By David Milliken and Farouq Suleiman
LONDON (Reuters) – The Bank of England raised its key interest rate by a further half-percentage point on Thursday and indicated more hikes were likely, but investors bet that the central bank might be getting close to the end of its increases in borrowing costs.
The BoE’s Monetary Policy Committee voted 6-3 to raise Bank Rate to 3.5% – its highest since 2008 – from 3.0% as it eyed the risk of persistent domestic inflation pressure from prices and wages, even with a looming recession and hopes that inflation might have peaked when it hit a 41-year high in October.
But only one policymaker, Catherine Mann, wanted to match November’s bigger 0.75 percentage point increase – the BoE’s largest in more than 30 years – and two MPC members voted not to raise rates at all.
Sterling weakened by around a cent against the U.S. dollar after the BoE’s announcement, falling below $1.23, and also sagged against the euro. British government bond yields slipped on bets that rates would rise less than previously thought.

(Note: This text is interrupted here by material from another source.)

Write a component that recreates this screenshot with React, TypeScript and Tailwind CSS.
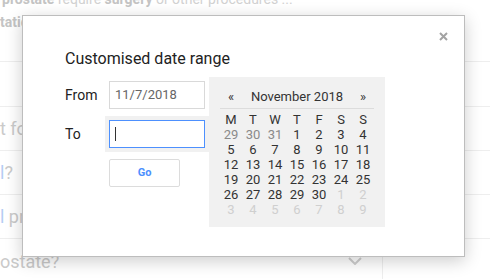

“The extent of the divisions across the committee is an eye-opener,” Philip Shaw, an economist with Investec, said. “While it is normal to see policymakers disagree towards the end of a rate cycle, the split makes it more difficult to predict the extent to which interest rates will rise.”
Some economists now think the BoE could end its programme of rate rises as soon as the first quarter of next year, having now raised nine times since December 2021 when they were at a rock-bottom 0.1%.

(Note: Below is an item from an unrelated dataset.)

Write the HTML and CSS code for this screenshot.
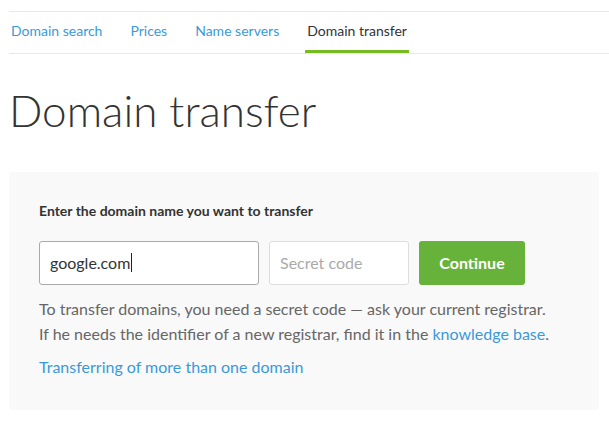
FILE: index.html
```html
<!DOCTYPE html>
<html lang="en">
<head>
<meta charset="utf-8">
<title>Domain transfer</title>
<link rel="stylesheet" href="styles.css">
</head>
<body>
<div class="page">
  <nav class="tabs">
    <a class="tab" href="#">Domain search</a>
    <a class="tab" href="#">Prices</a>
    <a class="tab" href="#">Name servers</a>
    <a class="tab active" href="#">Domain transfer</a>
  </nav>
  <h1 class="title">Domain transfer</h1>
  <section class="card">
    <div class="label">Enter the domain name you want to transfer</div>
    <div class="row">
      <div class="field domain"><span class="value">google.com</span><span class="caret"></span></div>
      <div class="field code"><span class="placeholder">Secret code</span></div>
      <button class="btn" type="button">Continue</button>
    </div>
    <p class="hint">To transfer domains, you need a secret code — ask your current registrar.<br>If he needs the identifier of a new registrar, find it in the <a class="link" href="#">knowledge base</a>.</p>
    <a class="link more" href="#">Transferring of more than one domain</a>
  </section>
</div>
</body>
</html>
```
FILE: styles.css
```css
* { box-sizing: border-box; }
html, body { margin: 0; padding: 0; background: #fff; }
body {
  font-family: Lato, "Open Sans", "Liberation Sans", sans-serif;
  color: #333;
}
.page {
  padding: 11px 10px 0 9px;
}
.tabs {
  display: flex;
  gap: 24px;
  border-top: 1px solid #e8e8e8;
  border-bottom: 1px solid #e8e8e8;
  margin-right: -10px;
}
.tab {
  display: block;
  padding: 9px 2px;
  font-size: 14px;
  line-height: 20px;
  color: #3a9ad9;
  text-decoration: none;
  border-bottom: 3px solid transparent;
}
.tab.active {
  color: #333;
  border-bottom-color: #76bc21;
}
.title {
  margin: 30px 0 0;
  font-size: 44px;
  font-weight: 300;
  line-height: 53px;
  color: #333;
}
.card {
  margin-top: 35px;
  background: #f9f9f9;
  border-radius: 3px;
  padding: 31px 30px 31px 30px;
}
.label {
  font-size: 14px;
  font-weight: 700;
  line-height: 16px;
  color: #333;
}
.row {
  display: flex;
  gap: 10px;
  margin-top: 22px;
}
.field {
  height: 44px;
  background: #fff;
  border-radius: 3px;
  display: flex;
  align-items: center;
  padding: 0 10px 1px;
  font-size: 16px;
}
.domain {
  width: 220px;
  border: 1px solid #aaa;
  color: #333;
}
.caret {
  display: inline-block;
  width: 1px;
  height: 19px;
  background: #222;
  margin-left: 1px;
}
.code {
  width: 140px;
  border: 1px solid #ddd;
}
.placeholder { color: #aaa; }
.btn {
  width: 106px;
  height: 44px;
  border: 0;
  border-radius: 3px;
  background: #67b23b;
  color: #fff;
  font-family: inherit;
  font-size: 16px;
  font-weight: 700;
  padding: 0 0 1px;
}
.hint {
  margin: 11px 0 0;
  font-size: 16px;
  line-height: 25px;
  color: #666;
}
.link {
  color: #3a9ad9;
  text-decoration: none;
}
.more {
  display: block;
  margin-top: 8px;
  font-size: 16px;
  line-height: 25px;
}
```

On Wednesday, the U.S. Federal Reserve also slowed the pace of its rate hikes while pointing to more tightening in 2023.
Shortly after the BoE’s announcement of its ninth rate hike in a row, the European Central Bank said it was also raising rates by half a percentage point and that further increases were likely.

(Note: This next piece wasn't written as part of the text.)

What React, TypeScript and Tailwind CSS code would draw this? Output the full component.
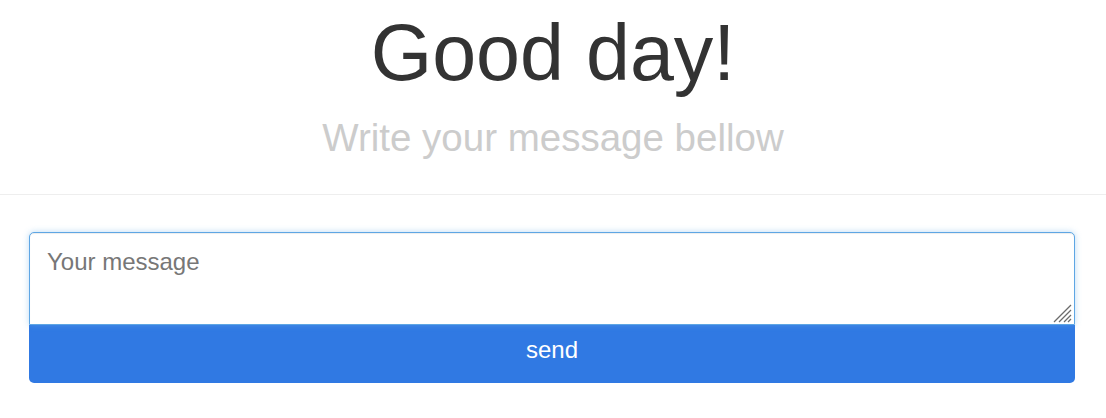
import { useState } from "react";

const App: React.FC = () => {
  const [message, setMessage] = useState("");

  return (
    <div className="min-h-screen bg-white font-['Liberation_Sans',Arial,sans-serif]">
      {/* Cabecera */}
      <div className="border-b border-[#eeeeee] pt-[12px] pb-[36px] text-center">
        <h1 className="text-[79px] leading-none text-[#333333] mt-[1px]">Good day!</h1>
        <p className="mt-[27px] text-[38.5px] leading-none text-[#cccccc]">
          Write your message bellow
        </p>
      </div>

      {/* Formulario */}
      <div className="pl-[29px] pr-[31px] pt-[37px]">
        <div className="relative">
          <textarea
            className="block w-full h-[93px] resize-none rounded-t-[5px] border border-[#5ea6e4] bg-white px-[17px] py-[15px] text-[24px] leading-[1.2] text-[#555555] placeholder:text-[#777777] outline-none shadow-[inset_0_1px_1px_rgba(0,0,0,0.075),0_0_6px_rgba(102,175,233,0.45)]"
            placeholder="Your message"
            value={message}
            onChange={(e) => setMessage(e.target.value)}
          />
          {/* asa de redimensionar */}
          <svg
            className="pointer-events-none absolute right-[3px] bottom-[2px] w-[20px] h-[20px]"
            viewBox="0 0 20 20"
            stroke="#6b6b6b"
            strokeWidth={1.3}
          >
            <line x1="2" y1="19" x2="19" y2="2" />
            <line x1="7" y1="19" x2="19" y2="7" />
            <line x1="12" y1="19" x2="19" y2="12" />
            <line x1="16" y1="19" x2="19" y2="16" />
          </svg>
        </div>
        <button
          className="block w-full h-[58px] rounded-b-[5px] bg-[#3079e3] pb-[8px] text-[24px] text-white"
          onClick={() => setMessage("")}
        >
          send
        </button>
      </div>
    </div>
  );
};

export default App;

Western central banks are grappling with post-COVID labour shortages and the inflationary impact on energy prices of Russia’s war in Ukraine while also worrying about the risks of recession.
“The labour market remains tight and there has been evidence of inflationary pressures in domestic prices and wages that could indicate greater persistence and thus justifies a further forceful monetary policy response,” the BoE said.
The BoE statement did not repeat unusual language from November which said rates were unlikely to need to rise as far as markets expected.
Market rate expectations have fallen since then, and after Thursday’s decision these showed investors expected rates to peak at 4.5% in June 2023, slightly lower than before.
The two policymakers who voted for no rate hike at all, Silvana Tenreyro and Swati Dhingra, said the tightening of monetary policy to date was “more than sufficient” to get inflation back to target.
UniCredit economist Daniel Vernazza said the BoE’s tightening cycle was coming to a close, forecasting two more quarter-point rate rises in February and March, and rate cuts beginning in the second quarter of 2024.
GRAPHIC: BoE’s fight against rampant inflation – https://www.reuters.com/graphics/BRITAIN-BOE/dwvkddzzgpm/chart.png
INFLATION PEAKING?
BoE Governor Andrew Bailey, in a letter to finance minister Jeremy Hunt accompanying the decision, said the BoE’s forecasts suggested British inflation had reached its peak.
Official figures on Wednesday showed consumer price inflation fell to 10.7% in November from 11.1% in October. That 0.4 percentage point fall in the annual rate was the largest since July 2021.
Speaking later to reporters, Bailey said that data gave “the first glimmer” that inflation would fall sharply next year, but said labour market pressures meant it was too soon for the BoE to let down its guard.
“That’s why really we had to raise interest rates today, because we see that risk as really quite pronounced,” he said.
Britain is in the midst of a wave of industrial action, and nominal pay excluding bonuses rose at the fastest pace since 2001 in the three months to the end of October.
An energy price cap in Hunt’s November fiscal statement meant inflation in the second quarter of next year would be 0.75 percentage points lower than the BoE had forecast, but the longer-term impact would be minimal, the BoE said.
Last month the BoE said Britain was entering a long recession, and predicted the economy would shrink by 0.3% in the final quarter of this year.
Now it expects a fall of 0.1%, and for economic output in a year’s time to be 0.4% higher than previously thought as a result of budget measures that offered short-term stimulus.
But fiscal tightening further ahead would leave gross domestic product in two years’ time little changed from the BoE’s November projections, and 0.5% lower in three years’ time than it had forecast.
Government budget forecasters have warned that households face the biggest squeeze on living standards since records began in the 1950s, and the OECD forecasts Britain’s GDP will fall more than for any economy except Russia’s next year.
The BoE is also pressing on with its plans to reduce its 831 billion pound ($1.02 trillion) quantitative easing stockpile by 80 billion pounds in the space of a year. Gilt sales for the first quarter of 2023 will be announced at 1800 GMT on Friday.